Premium rating for personal lines coverages in the United States
Document description
The United States has a population of over 230,000,000 living in nearly 100,000,000 homes and owning approximately 150,000,000 motor vehicles. The Property and Liability exposures of this population are covered by nearly 3,000 insurance companies (Life, Accident and Health coverages are provided by less than 2,000 companies), and Property-Liability premiums are approaching the $100,000,000,000 mark. Consequently, by pooling their resources the insurance industry of the United States has access to the largest bank of data on relatively homogeneous risks in the world. The difficulty with having a large amount of reasonably homogeneous data readily available is that forces operate to tear off pieces which are even more homogeneous. For example, Massachusetts drivers are perceived to be distinctly different from Connecticut drivers by the respective state legislators, regulators, and the drivers themselves.

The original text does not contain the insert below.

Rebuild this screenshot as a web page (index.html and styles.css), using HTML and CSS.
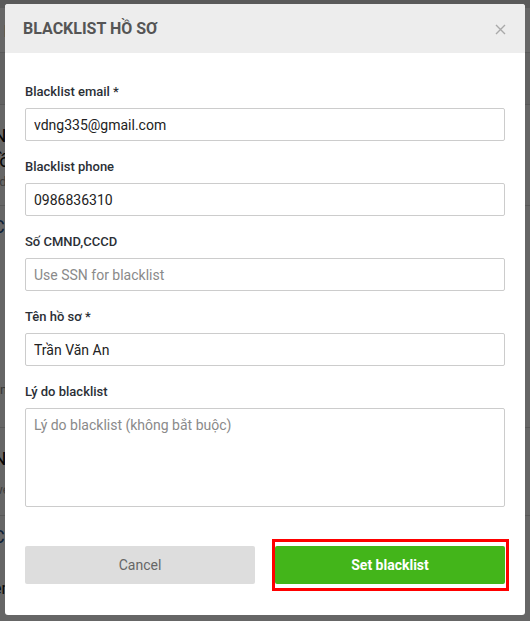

By extension, fifty separate states leads to fifty separate regulators supervising fifty slightly different insurance programs developed by fifty separate legislatures. Certain insurance companies perceive the possibility of skimming the cream off the automobile insurance marketplace and, rather than share their secret formulas for detecting superior risks with their competitors, drop out of the information pool. Young male drivers owning sports cars in Boston are shunned by all insurance companies and forced into state operated assigned risk pools. What remains after all the chunks and bits and pieces have been torn off is still the largest bank of data on relatively homogeneous risks in the world.